The reciprocal of the SEM function, via the TEF, is the test information function. This simply shows us where on the theta scale our test items are accumulating the most discrimination power, and, as a result, where measurement will be the most accurate. Higher information corresponds to higher accuracy and lower SEM. Figure 34.3 shows the test information for all the reading items, again based on students in Great Britain. Information is highest where SEM is lowest, at the center of the theta scale.

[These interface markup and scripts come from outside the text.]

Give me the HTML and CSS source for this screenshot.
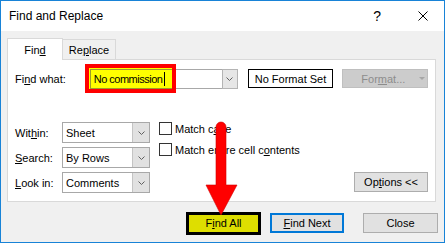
FILE: index.html
```html
<!DOCTYPE html>
<html lang="en">
<head>
    <meta charset="UTF-8">
    <title>Find and Replace</title>
    <link rel="stylesheet" href="styles.css">
</head>
<body>
    <div class="window">
        <div class="titlebar">
            <span class="title">Find and Replace</span>
            <span class="help">?</span>
            <svg class="close-x" width="10" height="10" viewBox="0 0 10 10">
                <path d="M0.5 0.5 L9.5 9.5 M9.5 0.5 L0.5 9.5" stroke="#000" stroke-width="1" fill="none"/>
            </svg>
        </div>
        <div class="content">
            <div class="tabs">
                <div class="tab active">Fin<u>d</u></div>
                <div class="tab">Re<u>p</u>lace</div>
            </div>
            <div class="panel">
                <div class="row-find">
                    <span class="lbl lbl-find">Fi<u>n</u>d what:</span>
                    <div class="combo">
                        <div class="hl">
                            <div class="hl-inner"><span class="typed">No commission</span><span class="caret"></span></div>
                        </div>
                        <div class="combo-rest"></div>
                        <div class="drop">
                            <svg width="7" height="4" viewBox="0 0 7 4"><path d="M0.5 0.5 L3.5 3.5 L6.5 0.5" stroke="#606060" fill="none"/></svg>
                        </div>
                    </div>
                    <div class="fmt-set">No Format Set</div>
                    <div class="btn-disabled">For<u>m</u>at...<span class="tri"></span></div>
                </div>
                <div class="row-opts">
                    <div class="selects">
                        <div class="sel-row">
                            <span class="lbl lbl-sel">Wit<u>h</u>in:</span>
                            <div class="select">
                                <span class="sel-text">Sheet</span>
                                <div class="sel-drop"><svg width="7" height="4" viewBox="0 0 7 4"><path d="M0.5 0.5 L3.5 3.5 L6.5 0.5" stroke="#606060" fill="none"/></svg></div>
                            </div>
                        </div>
                        <div class="sel-row">
                            <span class="lbl lbl-sel"><u>S</u>earch:</span>
                            <div class="select">
                                <span class="sel-text">By Rows</span>
                                <div class="sel-drop"><svg width="7" height="4" viewBox="0 0 7 4"><path d="M0.5 0.5 L3.5 3.5 L6.5 0.5" stroke="#606060" fill="none"/></svg></div>
                            </div>
                        </div>
                        <div class="sel-row">
                            <span class="lbl lbl-sel"><u>L</u>ook in:</span>
                            <div class="select">
                                <span class="sel-text">Comments</span>
                                <div class="sel-drop"><svg width="7" height="4" viewBox="0 0 7 4"><path d="M0.5 0.5 L3.5 3.5 L6.5 0.5" stroke="#606060" fill="none"/></svg></div>
                            </div>
                        </div>
                    </div>
                    <div class="checks">
                        <div class="check"><span class="box"></span>Match c<u>a</u>se</div>
                        <div class="check"><span class="box"></span>Match entire cell c<u>o</u>ntents</div>
                    </div>
                    <div class="opt-wrap">
                        <div class="btn btn-options">Op<u>t</u>ions &lt;&lt;</div>
                    </div>
                </div>
            </div>
            <div class="actions">
                <div class="btn find-all">F<u>i</u>nd All</div>
                <div class="btn find-next"><u>F</u>ind Next</div>
                <div class="btn close">Close</div>
            </div>
        </div>
        <!-- annotation arrow pointing at Find All -->
        <svg class="arrow" width="36" height="98" viewBox="0 0 36 98">
            <path d="M12 7 A5 5 0 0 1 22 7 V65 H33 L17 95 L2 65 H12 Z" fill="#ff0000" stroke="#d00000" stroke-width="0.6"/>
        </svg>
    </div>
</body>
</html>
```

FILE: styles.css
```css
html, body {
    margin: 0;
    padding: 0;
}
body {
    font-family: "Liberation Sans", Arial, sans-serif;
    font-size: 11px;
    color: #000;
    background: #fff;
}
u {
    text-underline-offset: 1px;
}
.window {
    position: relative;
    width: 445px;
    height: 243px;
    box-sizing: border-box;
    border: 1px solid #1883d7;
    background: #f0f0f0;
}
.titlebar {
    height: 30px;
    background: #fff;
    display: flex;
    align-items: center;
}
.title {
    flex: 1;
    padding-left: 8px;
    font-size: 12px;
}
.help {
    font-size: 14px;
    margin-right: 37px;
}
.close-x {
    margin-right: 16px;
}
.content {
    padding: 7px 8px 0 6px;
}
.tabs {
    display: flex;
    align-items: flex-end;
    height: 21px;
}
.tab {
    box-sizing: border-box;
    height: 20px;
    width: 53px;
    border: 1px solid #d9d9d9;
    border-bottom: none;
    border-left: none;
    display: flex;
    align-items: center;
    justify-content: center;
    background: #f0f0f0;
    padding-top: 1px;
}
.tab.active {
    height: 22px;
    width: 56px;
    border-left: 1px solid #d9d9d9;
    background: #fff;
    margin-bottom: -1px;
    position: relative;
    z-index: 1;
}
.panel {
    box-sizing: border-box;
    height: 143px;
    background: #fff;
    border: 1px solid #d9d9d9;
    padding: 4px 7px 0 7px;
}
.row-find {
    display: flex;
    align-items: center;
    height: 29px;
}
.lbl-find {
    width: 70px;
}
.combo {
    display: flex;
    align-items: center;
}
.hl {
    box-sizing: border-box;
    width: 91px;
    height: 29px;
    border: 4px solid #ff0000;
    background: #ffff00;
    padding: 1px 0 0 1px;
}
.hl-inner {
    box-sizing: border-box;
    height: 20px;
    border: 1px solid #9c9c2c;
    border-right: none;
    display: flex;
    align-items: center;
    padding-left: 3px;
}
.typed {
    letter-spacing: -0.5px;
}
.caret {
    width: 1px;
    height: 14px;
    background: #000;
    margin-left: 2px;
}
.combo-rest {
    box-sizing: border-box;
    width: 46px;
    height: 20px;
    background: #fff;
    border-top: 1px solid #a8a8a8;
    border-bottom: 1px solid #a8a8a8;
}
.drop {
    box-sizing: border-box;
    width: 16px;
    height: 20px;
    background: #e6e6e6;
    border: 1px solid #b4b4b4;
    display: flex;
    align-items: center;
    justify-content: center;
}
.fmt-set {
    box-sizing: border-box;
    width: 86px;
    height: 19px;
    margin-left: 10px;
    border: 1px solid #000;
    display: flex;
    align-items: center;
    justify-content: center;
}
.btn-disabled {
    box-sizing: border-box;
    width: 86px;
    height: 19px;
    margin-left: 9px;
    background: #cccccc;
    border: 1px solid #bfbfbf;
    color: #8c8c8c;
    display: flex;
    align-items: center;
    padding-left: 18px;
}
.tri {
    margin-left: 14px;
    width: 0;
    height: 0;
    border-left: 3px solid transparent;
    border-right: 3px solid transparent;
    border-top: 3px solid #a6a6a6;
}
.row-opts {
    display: flex;
    margin-top: 29px;
}
.selects {
    display: flex;
    flex-direction: column;
    gap: 4px;
}
.sel-row {
    display: flex;
    align-items: center;
    height: 21px;
}
.lbl-sel {
    width: 47px;
}
.select {
    box-sizing: border-box;
    width: 88px;
    height: 21px;
    border: 1px solid #a8a8a8;
    display: flex;
    align-items: center;
}
.sel-text {
    flex: 1;
    padding-left: 3px;
}
.sel-drop {
    box-sizing: border-box;
    width: 17px;
    height: 19px;
    background: #e1e1e1;
    border-left: 1px solid #c4c4c4;
    display: flex;
    align-items: center;
    justify-content: center;
}
.checks {
    margin-left: 9px;
    margin-top: -4px;
    display: flex;
    flex-direction: column;
}
.check {
    display: flex;
    align-items: center;
    height: 21px;
}
.box {
    box-sizing: border-box;
    width: 13px;
    height: 13px;
    border: 1px solid #333;
    background: #fff;
    margin-right: 3px;
}
.opt-wrap {
    flex: 1;
    display: flex;
    justify-content: flex-end;
    align-items: flex-end;
    padding-bottom: 1px;
}
.btn {
    box-sizing: border-box;
    height: 20px;
    background: #e1e1e1;
    border: 1px solid #adadad;
    display: flex;
    align-items: center;
    justify-content: center;
}
.btn-options {
    width: 74px;
}
.actions {
    display: flex;
    justify-content: flex-end;
    align-items: center;
    height: 22px;
    margin-top: 10px;
    margin-right: -2px;
}
.find-all {
    width: 75px;
    height: 23px;
    border: 3px solid #000;
    background: #dede00;
}
.find-next {
    width: 74px;
    margin-left: 9px;
    border: 2px solid #0078d7;
}
.close {
    width: 75px;
    margin-left: 19px;
}
.arrow {
    position: absolute;
    left: 203px;
    top: 119px;
}
```
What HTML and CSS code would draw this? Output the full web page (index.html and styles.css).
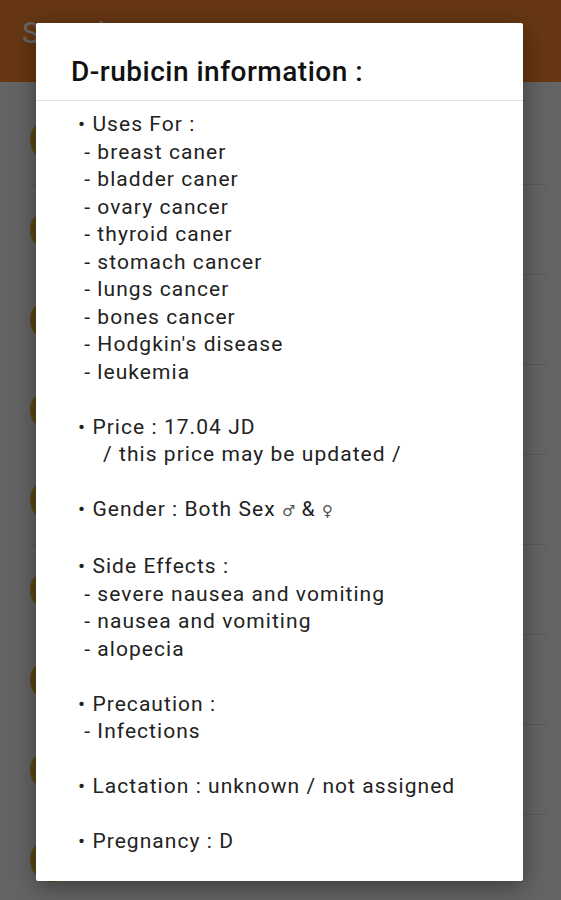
FILE: index.html
```html
<!DOCTYPE html>
<html lang="en">
<head>
    <meta charset="UTF-8">
    <meta name="viewport" content="width=device-width, initial-scale=1.0">
    <title>D-rubicin information</title>
    <link rel="stylesheet" href="styles.css">
</head>
<body>
    <div id="app">
        <div class="toolbar"><span class="toolbar-title">Search</span></div>
        <div class="drug-list">
            <div class="drug-item"><span class="avatar"></span></div>
            <div class="drug-item"><span class="avatar"></span></div>
            <div class="drug-item"><span class="avatar"></span></div>
            <div class="drug-item"><span class="avatar"></span></div>
            <div class="drug-item"><span class="avatar"></span></div>
            <div class="drug-item"><span class="avatar"></span></div>
            <div class="drug-item"><span class="avatar"></span></div>
            <div class="drug-item"><span class="avatar"></span></div>
            <div class="drug-item"><span class="avatar"></span></div>
        </div>
    </div>

    <div class="scrim"></div>

    <div class="dialog">
        <div class="dialog-title">D-rubicin information :</div>
        <div class="dialog-body">• Uses For :
 - breast caner
 - bladder caner
 - ovary cancer
 - thyroid caner
 - stomach cancer
 - lungs cancer
 - bones cancer
 - Hodgkin's disease
 - leukemia

• Price : 17.04 JD
    / this price may be updated /

• Gender : Both Sex <span class="sym">♂</span> &amp; <span class="sym">♀</span>

• Side Effects :
 - severe nausea and vomiting
 - nausea and vomiting
 - alopecia

• Precaution :
 - Infections

• Lactation : unknown / not assigned

• Pregnancy : D</div>
    </div>
</body>
</html>
```

FILE: styles.css
```css
html,body{margin:0;padding:0}
body{font-family:Roboto,"Noto Sans",sans-serif;background:#fafafa;width:561px;height:900px;overflow:hidden;position:relative}
.toolbar{height:82px;background:#ff8a2e;display:flex;align-items:center;padding-left:22px;box-sizing:border-box}
.toolbar-title{color:#fff;font-size:30px;margin-top:-18px}
.drug-list{padding:0 16px 0 30px}
.drug-item{height:89px;border-bottom:1px solid #ddd;display:flex;align-items:center}
.drug-item:first-child{height:103px;padding-top:14px;box-sizing:border-box}
.avatar{width:44px;height:44px;border-radius:50%;background:#e2b233}
.scrim{position:absolute;inset:0;background:rgba(0,0,0,0.6)}
.dialog{position:absolute;left:36px;top:23px;width:487px;height:858px;background:#fff;border-radius:2px;box-shadow:0 6px 24px rgba(0,0,0,0.4)}
.dialog-title{height:78px;box-sizing:border-box;padding:34px 0 0 35px;font-size:28px;line-height:30px;letter-spacing:0.5px;color:#111;border-bottom:1px solid #e3e3e3;font-weight:500}
.dialog-body{white-space:pre;padding:10px 0 0 42px;font-size:21px;line-height:27.5px;letter-spacing:1.05px;color:#222}
.sym{font-size:15px;letter-spacing:0;font-family:"DejaVu Sans",sans-serif;color:#555}
```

# Plot the test information function over theta
# Information is highest at the center of the theta scale
ggplot(rtif(irtgbr$ip), aes(theta, i)) + geom_line()

Figure 34.3: Test information for PISA09 reading items based on students in Great Britain.

Finally, just as the IRF can be used to predict probability of correct response on an item, given theta and the item parameters, the TRF can be used to predict total score given theta and parameters for each item in the test. The TRF lets us convert person theta back into the raw score metric for the test. Similar to the IRF, the TRF is asymptotic at 0 and the number of dichotomous items in the test, in this case, 11. Thus, no matter how high or how low theta, our predicted total score can’t exceed the bounds of the raw score scale. Figure 34.4 shows the test response function for the Great Britain results.

# Plot the test response function over theta
ggplot(rtrf(irtgbr$ip), aes(theta, p)) + geom_line()

Figure 34.4: Test response function for PISA09 reading items based on students in Great Britain.